ABD’nin insan hakları sicili, tarihsel olarak da, son zamanlarda yaşanan polisiye baskılarla da kanıtlandığı gibi, hiç de parlak değildir.

Yine de, ABD’de, yıllardır “kurumlaşmış” bir demokratik işleyiş ve temel insan hakları alanında çok önemli gelişmişlik kazanımları vardır. Örneğin, düşünceyi açıklama özgürlüğü anayasal güvence altındadır; yaşam biçimi hak ve özgürlüğüne dokunulamaz.

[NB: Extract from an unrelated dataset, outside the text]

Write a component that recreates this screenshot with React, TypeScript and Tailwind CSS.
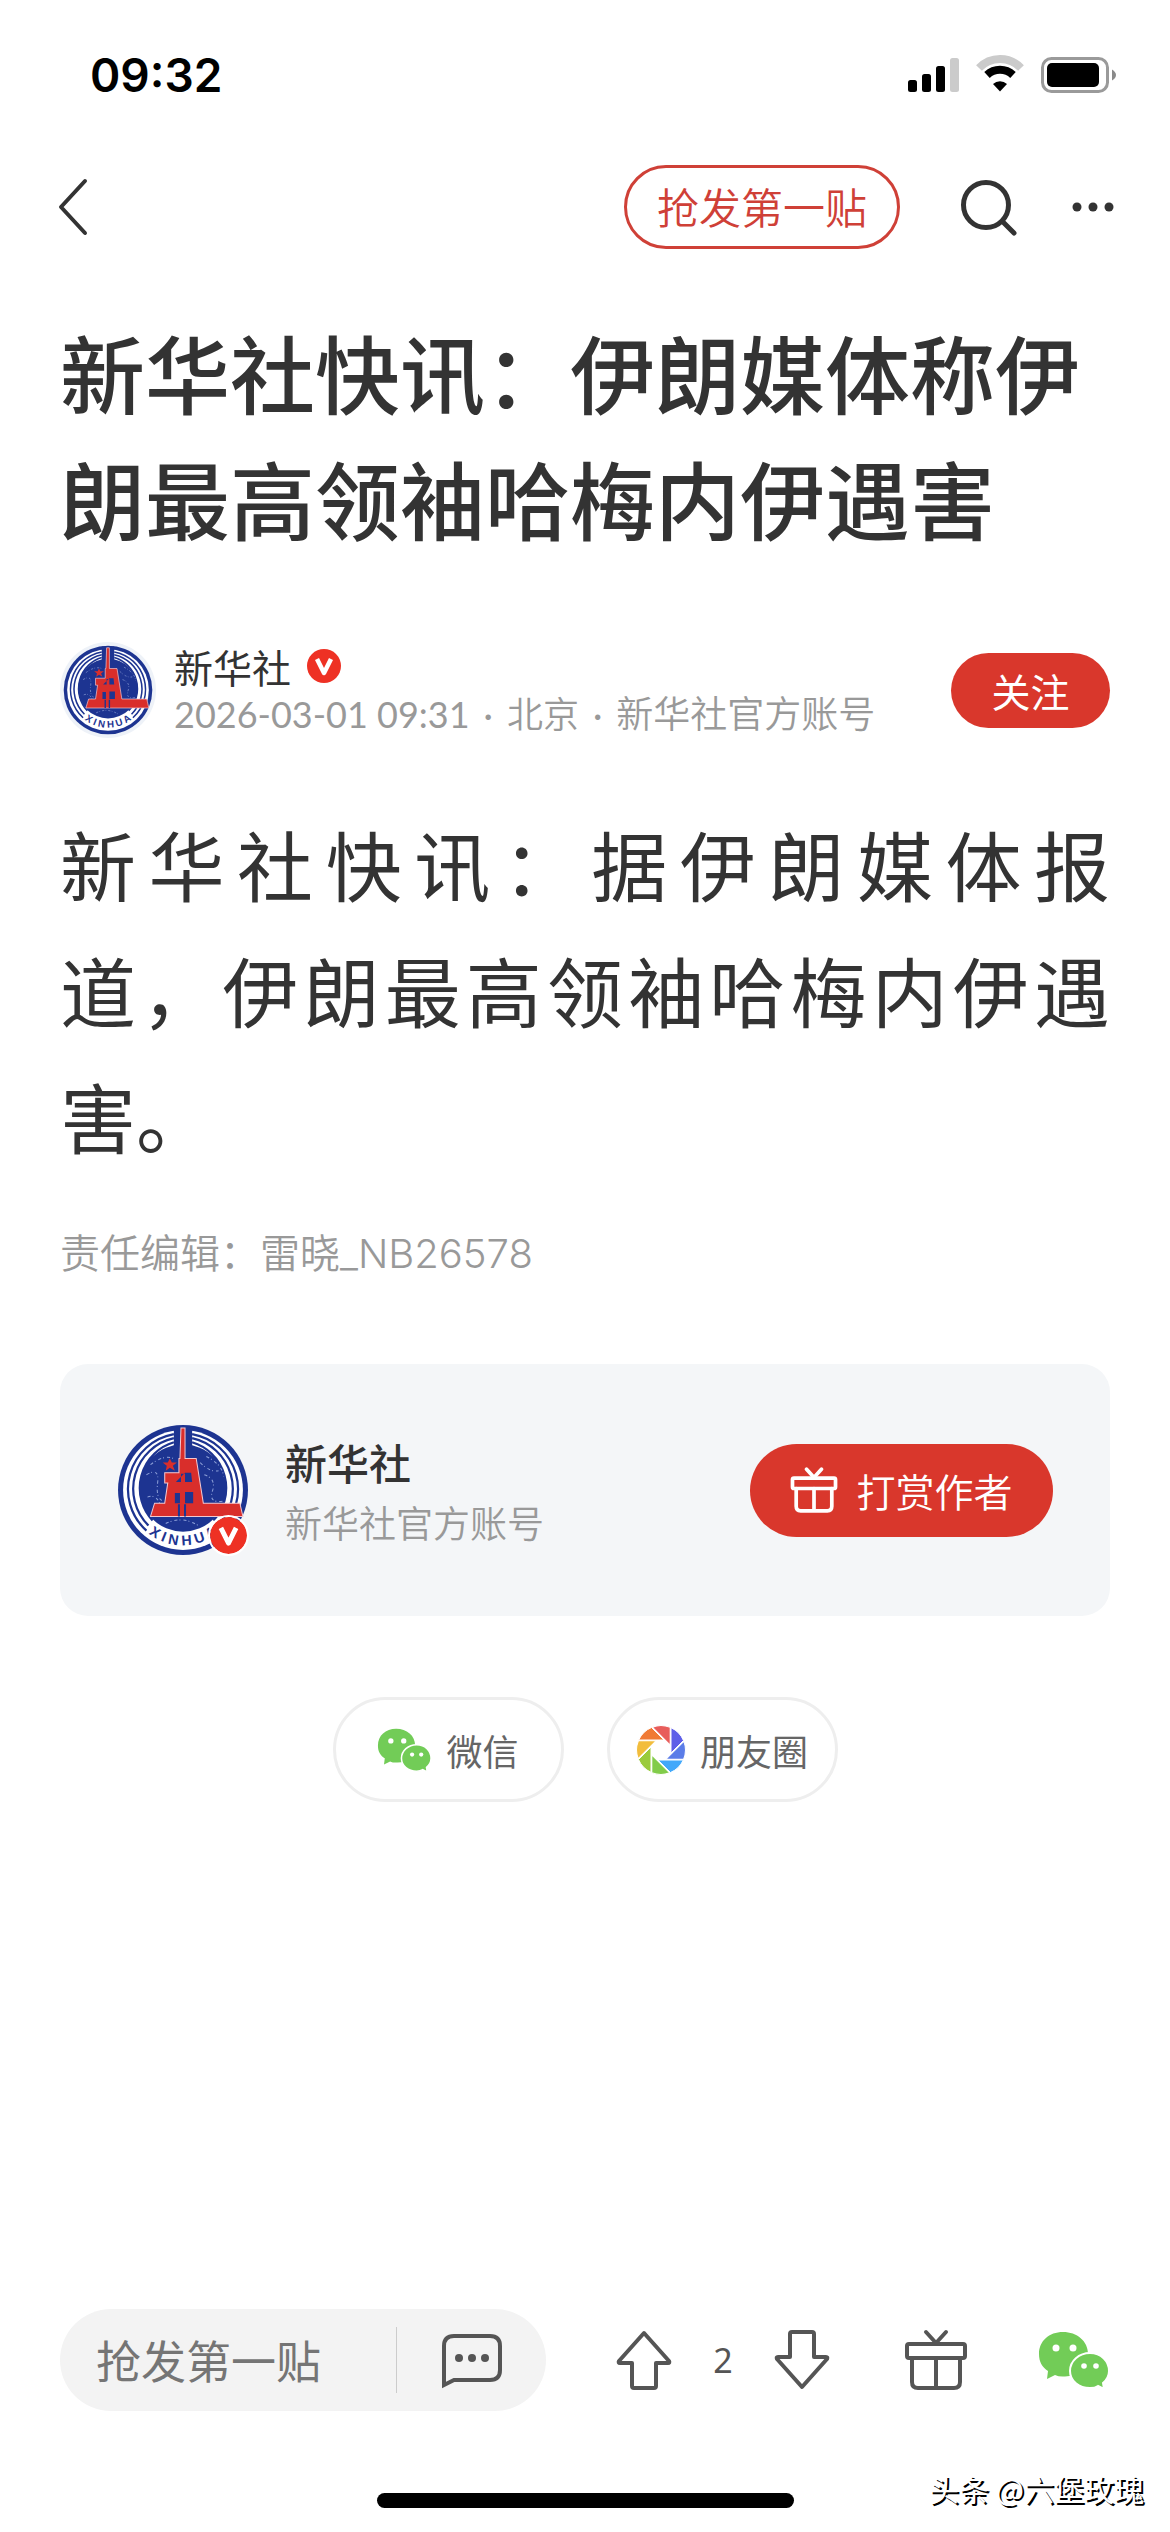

9 Kasım ara seçimlerinde yaşam biçimi özgürlüğünün çok ilginç örnekleri görüldü. İki eyalette (Oregon ve Massachusetts) valilik seçimlerini, New York Times’ın yazdığı gibi “openly lesbian” ya da “açıkça eşcinsel” iki kadın kazandı; sırasıyla Tina Kotek ve Maura Healey. Kotek ve Hailey’i, partilerinin genel başkanı aday göstermedi; önseçime girdiler ve partilerinin adayı oldular, sonra da eyalet halkının oylarıyla vali seçildiler.

Bu örneklerin de kanıtladığı gibi, Türkiye ile ABD’nin “seçimleri” arasında da ölçülemez bir nitelik farkı ve uzaklık var.

Dahası da var; aynı günlerde seçimle değil, seçilerek göreve getirilen İçişleri Bakanı Süleyman Soylu, Burdur’da yaptığı bir konuşmada bu ülkenin LGBTİ+ insanlarını, elbette yine hiçbir yargı kararına dayanmadan, “kültürel terörist” sayıyordu.

Bu da yetmiyor; öbür hak ve özgürlüklerin tümüyle yok edildiği bu ülkede “ana akım” siyaset, bu hafta yaşanacağı gibi, “yaşam biçimini” anayasa ile düzenlemek gibi bir ilkelliğin içindedir.

Kısaca, AKP iktidarı, özgürlükten ve kurumlaşmadan habersiz niteliğinin bir sonucu olarak ABD’yi anlamıyor ve doğru değerlendiremiyor. Sonuçta, kendi içinde büyük bir çatlak oluşuyor ve ülke bundan da çok zarar görüyor.